Speaker D:Well, you would have, you would. Of course, there were like I talked about before, synods of synods or national church organizations. Right. And so there were several in the east coast. Missouri Synod was growing into that. The larger of the Scandinavian groups were, you know, were including congregations from around the country. So they would have both rural and urban kinds of things like that. I don't know that there was a lot of tension that way between rural and urban. They tended all to share the same values, the same, the same ethos. Now the, the congregations in the cities might be, you know, I don't know, they might be more affected by, by some of the things that are going on in American society, but not really. I mean.
Speaker C:Okay.
Speaker D:The divisions tended to be ethnic and theological.
Speaker C:Okay. So when you said that as, as people started moving into cities and being, being church in the city environment was different than being church in the, in the country, it wasn't to the point where those two folks weren't speaking the same language. Metaphorically. Not literally, no.
Speaker D:Literally, no.
Speaker C:Okay.
Speaker D:You will find what you will find in the urban areas. The urban areas will be the pioneers of say, what sometimes are known as English churches. Okay, so in the cities you would have a group, you know, say that there was a congregation in the city and then there was a group from that congregation that wanted to have an English speaking congregation. They'd split off and form an English congregation. Yep, I remember that was the major split.
Speaker C:Yeah. There was the first English Lutheran church in Columbus when Ben and I were there.
Speaker D:Right, yeah.
Speaker B:But would they consider themselves still equally Lutheran? Would they still maintain their presence in a synod? Yeah, you would have some English and some German speaking or.
Speaker D:Right.
Speaker B:Swedish or.
Speaker D:Right.
Speaker B:Yeah.
Speaker D:Remember, it was the, it was the speed of that transition after the first World War which really sort of caught everybody by surprise. That they, you know, there would. There. There was. There were some conflict. There was obviously, it was a. It was a very emotional issue, but. But it happened so quickly, and it was sort of a denominator, sort of a generational wave that all of a.
Speaker C:Sudden, when you said that the. In the colonial times that only about 20% of the population belonged to a church.
Speaker D:Right.
Speaker C:Where are we at with that in, you know, at the turn of the century?
Speaker D:About half. Okay, okay, okay, 50%. So there is a strong push towards being. Towards religiosity that peaks by about 1965 or so. And, and from 1965 to the end of the 20th century, it plateaus at about 2/3. About 2/3 of Americans belonged to the church.
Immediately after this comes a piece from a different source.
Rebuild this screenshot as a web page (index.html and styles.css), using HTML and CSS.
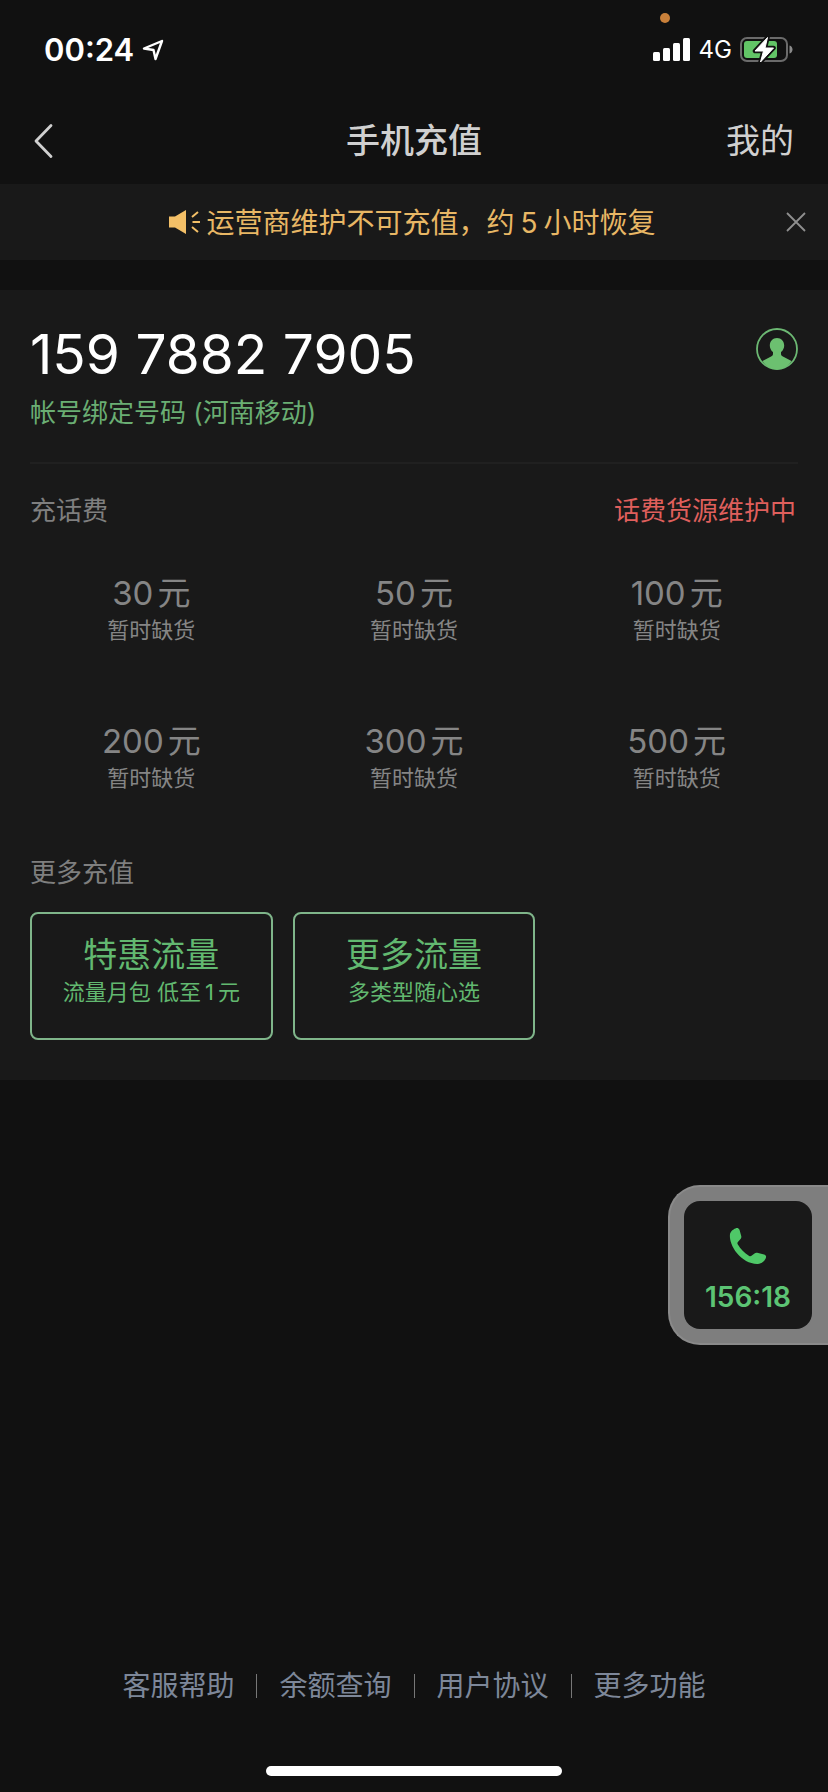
FILE: index.html
```
<!DOCTYPE html>
<html lang="zh-CN">
<head>
<meta charset="utf-8">
<meta name="viewport" content="width=device-width, initial-scale=1">
<title>手机充值</title>
<link rel="stylesheet" href="styles.css">
</head>
<body>
<div class="page">
  <div class="status-bar">
    <div class="status-left">
      <span class="clock">00:24</span>
      <svg class="icon-location" viewBox="0 0 22 22" aria-hidden="true"><path d="M20 2 2 9.500 11.500 11 13.500 20Z" fill="none" stroke="#fff" stroke-width="2.400" stroke-linejoin="round"/></svg>
    </div>
    <div class="status-right">
      <svg class="icon-signal" viewBox="0 0 38 24" aria-hidden="true"><g fill="#fff"><rect x="0" y="14" width="7" height="9" rx="1.500"/><rect x="10" y="10" width="7" height="13" rx="1.500"/><rect x="20" y="5" width="7" height="18" rx="1.500"/><rect x="30" y="0" width="7" height="23" rx="1.500"/></g></svg>
      <span class="network">4G</span>
      <svg class="icon-battery" viewBox="0 0 54 28" aria-hidden="true"><rect x="1" y="2" width="46" height="23" rx="6" fill="none" stroke="#6b6b6b" stroke-width="2"/><path d="M49.500 9.500c2 .5 3 2.200 3 4s-1 3.500-3 4z" fill="#8a8a8a"/><rect x="4" y="5" width="33" height="17" rx="3" fill="#62c466"/><path d="M27.500 1.500 15 15h8.500L20.500 26 33.500 12H25Z" fill="#fff" stroke="#111" stroke-width="4.500" stroke-linejoin="round"/><path d="M27.500 1.500 15 15h8.500L20.500 26 33.500 12H25Z" fill="#fff" stroke="#fff" stroke-width="1" stroke-linejoin="round"/></svg>
    </div>
    <span class="mic-dot"></span>
  </div>

  <header class="nav">
    <button class="back" type="button" aria-label="返回"><svg viewBox="0 0 20 36" aria-hidden="true"><path d="M17 2.500 2 18 17 33.500" fill="none" stroke="#d0d0d0" stroke-width="2.800" stroke-linecap="round" stroke-linejoin="round"/></svg></button>
    <h1 class="nav-title">手机充值</h1>
    <a class="nav-link" href="#mine">我的</a>
  </header>

  <div class="notice">
    <svg class="icon-horn" viewBox="0 0 32 26" aria-hidden="true"><path d="M1 7.500h6L18 1v24L7 18.500H1Z" fill="#f3bf67"/><path d="M24 8 30 3M24.500 13H32M24 18 30 23" fill="none" stroke="#f3bf67" stroke-width="2"/></svg>
    <p class="notice-text">运营商维护不可充值，约<span class="num">5</span>小时恢复</p>
    <button class="notice-close" type="button" aria-label="关闭"><svg viewBox="0 0 20 20" aria-hidden="true"><path d="M1 1 19 19M19 1 1 19" stroke="#8f8f8f" stroke-width="1.800" fill="none"/></svg></button>
  </div>

  <main class="panel">
    <section class="account">
      <div>
        <p class="phone">159 7882 7905</p>
        <p class="carrier">帐号绑定号码 (河南移动)</p>
      </div>
      <button class="contacts" type="button" aria-label="通讯录"><svg viewBox="0 0 42 42" aria-hidden="true"><circle cx="21" cy="21" r="20" fill="none" stroke="#6cb873" stroke-width="1.800"/><path d="M21 10c4.300 0 7.200 3.200 7.200 7.500 0 2.900-1.400 5.200-3.200 6.600v2c0 1.200.7 1.900 1.900 2.400l8.600 4.600C32 38.500 27 41.500 21 41.500S10 38.500 6.500 33.100l8.600-4.600c1.200-.5 1.900-1.200 1.900-2.400v-2c-1.800-1.400-3.200-3.700-3.200-6.600C13.800 13.200 16.700 10 21 10Z" fill="#6cc070"/></svg></button>
    </section>

    <section class="recharge">
      <div class="section-head">
        <h2 class="section-title">充话费</h2>
        <span class="warning">话费货源维护中</span>
      </div>
      <div class="grid">
        <button class="option sold-out" type="button" disabled><span class="option-title">30<span class="unit">元</span></span><span class="option-note">暂时缺货</span></button>
        <button class="option sold-out" type="button" disabled><span class="option-title">50<span class="unit">元</span></span><span class="option-note">暂时缺货</span></button>
        <button class="option sold-out" type="button" disabled><span class="option-title">100<span class="unit">元</span></span><span class="option-note">暂时缺货</span></button>
        <button class="option sold-out" type="button" disabled><span class="option-title">200<span class="unit">元</span></span><span class="option-note">暂时缺货</span></button>
        <button class="option sold-out" type="button" disabled><span class="option-title">300<span class="unit">元</span></span><span class="option-note">暂时缺货</span></button>
        <button class="option sold-out" type="button" disabled><span class="option-title">500<span class="unit">元</span></span><span class="option-note">暂时缺货</span></button>
      </div>
    </section>

    <section class="more">
      <h2 class="section-title">更多充值</h2>
      <div class="grid">
        <button class="option" type="button"><span class="option-title">特惠流量</span><span class="option-note">流量月包 低至<span class="num">1</span>元</span></button>
        <button class="option" type="button"><span class="option-title">更多流量</span><span class="option-note">多类型随心选</span></button>
      </div>
    </section>
  </main>

  <footer class="footer">
    <nav class="links">
      <a href="#help">客服帮助</a>
      <a href="#balance">余额查询</a>
      <a href="#terms">用户协议</a>
      <a href="#more">更多功能</a>
    </nav>
    <div class="home-indicator"></div>
  </footer>
</div>

<button class="call" type="button" aria-label="通话中 156:18">
  <span class="call-card">
    <svg class="icon-call" viewBox="0 0 38 38" aria-hidden="true"><path d="M6.500 1.400C8.200.7 9.700 1.300 10.500 2.800l1.800 6.400c.2 1-.1 2-.8 2.800l-2.600 3c-.6.700-.6 1.500-.2 2.300 2.900 5 6.500 8.700 11.500 11.600.8.400 1.600.4 2.300-.1l3-2.400c.8-.6 1.700-.8 2.700-.6l6.900 1.700c1.600.5 2.300 1.600 1.900 3-.9 3.200-4.200 6.200-8.200 6.400C21 37.200 13.300 32.800 8 26.300 3 20.200.6 13.300.9 8 1.100 4.500 4 2.200 6.500 1.400Z" fill="#4fc868"/></svg>
    <span class="call-time">156:18</span>
  </span>
</button>
</body>
</html>
```
FILE: styles.css
```
* {
  box-sizing: border-box;
}

body {
  margin: 0;
  background: #111;
  color: #d0d0d0;
  font-family: Inter, "Noto Sans CJK SC", sans-serif;
}

h1, h2, p {
  margin: 0;
  font-weight: 400;
}

button {
  margin: 0;
  padding: 0;
  border: 0;
  background: none;
  color: inherit;
  font: inherit;
}

a {
  color: inherit;
  text-decoration: none;
}

svg {
  display: block;
}

.page {
  display: flex;
  flex-direction: column;
  min-height: 100vh;
}

/* Status bar */
.status-bar {
  position: relative;
  display: flex;
  justify-content: space-between;
  height: 96px;
  padding: 30px 34px 26px 44px;
  color: #fff;
}

.status-left,
.status-right {
  display: flex;
  align-items: center;
  gap: 8px;
}

.clock {
  font-size: 31px;
  line-height: 40px;
  font-weight: 600;
}

.network {
  font-size: 24px;
  line-height: 40px;
}

.icon-location {
  width: 22px;
  height: 22px;
}

.icon-signal {
  width: 38px;
  height: 24px;
}

.icon-battery {
  width: 54px;
  height: 28px;
}

.mic-dot {
  position: absolute;
  top: 13px;
  right: 158px;
  width: 10px;
  height: 10px;
  border-radius: 50%;
  background: #c9803a;
}

/* Navigation */
.nav {
  display: grid;
  grid-template-columns: 1fr auto 1fr;
  align-items: center;
  height: 88px;
  padding: 2px 34px 0;
  font-size: 34px;
  line-height: 44px;
}

.back {
  justify-self: start;
}

.back svg {
  width: 20px;
  height: 36px;
}

.nav-title {
  font-size: 34px;
  font-weight: 500;
}

.nav-link {
  justify-self: end;
}

/* Notice */
.notice {
  position: relative;
  display: flex;
  align-items: center;
  justify-content: center;
  gap: 6px;
  height: 76px;
  padding-right: 4px;
  background: #191919;
  color: #e8b765;
  font-size: 28px;
  line-height: 40px;
}

.notice-text {
  padding-top: 2px;
}

.num {
  margin: 0 4px;
}

.notice .num {
  margin: 0 6px;
}

.icon-horn {
  width: 32px;
  height: 26px;
}

.notice-close {
  position: absolute;
  top: 28px;
  right: 22px;
}

.notice-close svg {
  width: 20px;
  height: 20px;
}

/* Panel */
.panel {
  margin-top: 30px;
  padding: 28px 30px 40px;
  background: #191919;
}

.account {
  display: flex;
  align-items: flex-start;
  justify-content: space-between;
  padding-bottom: 30px;
  border-bottom: 2px solid #202020;
}

.phone {
  color: #fff;
  font-size: 55px;
  line-height: 72px;
}

.carrier {
  margin-top: 4px;
  color: #6aae73;
  font-size: 26px;
  line-height: 38px;
}

.contacts {
  margin-top: 10px;
}

.contacts svg {
  width: 42px;
  height: 42px;
}

.section-head {
  display: flex;
  justify-content: space-between;
  padding-right: 2px;
}

.section-title,
.warning {
  font-size: 26px;
  line-height: 38px;
}

.section-title {
  color: #7f7f7f;
}

.warning {
  color: #df5f5c;
}

.recharge,
.more {
  padding-top: 28px;
}

.grid {
  display: grid;
  grid-template-columns: repeat(3, 1fr);
  gap: 20px;
  margin-top: 20px;
}

.option {
  display: flex;
  flex-direction: column;
  align-items: center;
  min-height: 128px;
  padding-top: 20px;
  border: 2px solid #7fb58a;
  border-radius: 8px;
  color: #62b870;
}

.option.sold-out {
  border-color: transparent;
  color: #858585;
}

.option-title {
  font-size: 34px;
  line-height: 42px;
}

.sold-out .option-title {
  font-size: 33px;
}

.option-note {
  font-size: 22px;
  line-height: 32px;
}

.unit {
  margin-left: 4px;
}

/* Footer */
.footer {
  display: flex;
  flex-direction: column;
  align-items: center;
  gap: 60px;
  margin-top: auto;
  padding-bottom: 16px;
}

.links {
  display: flex;
  align-items: center;
  color: #7d8799;
  font-size: 28px;
  line-height: 40px;
}

.links a {
  display: flex;
  align-items: center;
}

.links a + a::before {
  width: 1px;
  height: 24px;
  margin: 0 22px;
  background: #777;
  content: "";
}

.home-indicator {
  width: 296px;
  height: 10px;
  border-radius: 5px;
  background: #fff;
}

/* Floating call window */
.call {
  position: fixed;
  top: 1185px;
  right: 0;
  padding: 14px 16px 14px 14px;
  border: 2px solid #8a8a8a;
  border-right: 0;
  border-radius: 32px 0 0 32px;
  background: #7e7e7e;
}

.call-card {
  display: flex;
  flex-direction: column;
  align-items: center;
  gap: 14px;
  width: 128px;
  height: 128px;
  padding-top: 26px;
  border-radius: 16px;
  background: #191919;
  color: #5cc474;
}

.icon-call {
  width: 38px;
  height: 38px;
}

.call-time {
  font-size: 28px;
  line-height: 36px;
  font-weight: 600;
}
```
Speaker C:Yeah. And I remember hearing somebody speak a couple of years ago. I can't recall the individual's name, but he said that, you know, you were mentioning in our last episode, the golden age that people were always trying to get back to in our part of the country. People talk about the golden age of being in the, you know, the kind of the 1950s and 60s, and they have this image that that's how the church was from, you know, the establishment of the United States of America.
Speaker D:No, no.
Speaker C:Until the end of World War II. And then it began to fall apart. But really, it's. That was, as you just said, that was the peak. That's what people were trying to get back to. But it wasn't always like that. Leading up to that point.
Speaker D:It was not always like that. People think that that back in. That the peak of American religiosity and by the. By means of religiosity of people going to church and having church membership and, you know, the kinds of things like that, that there's a steady growth of that kind of religiosity from about 15 to 20% in the colonial period of time to the late 1960s, when it peaks at about 65%. All right. And then it plateaus for a long time. Now we can talk about. There's. There's lots of caveats to that and everything else like that. But. But, yeah, I mean, the growth of organized Christianity is. Is steady from the colonial period of time through the late 1960s.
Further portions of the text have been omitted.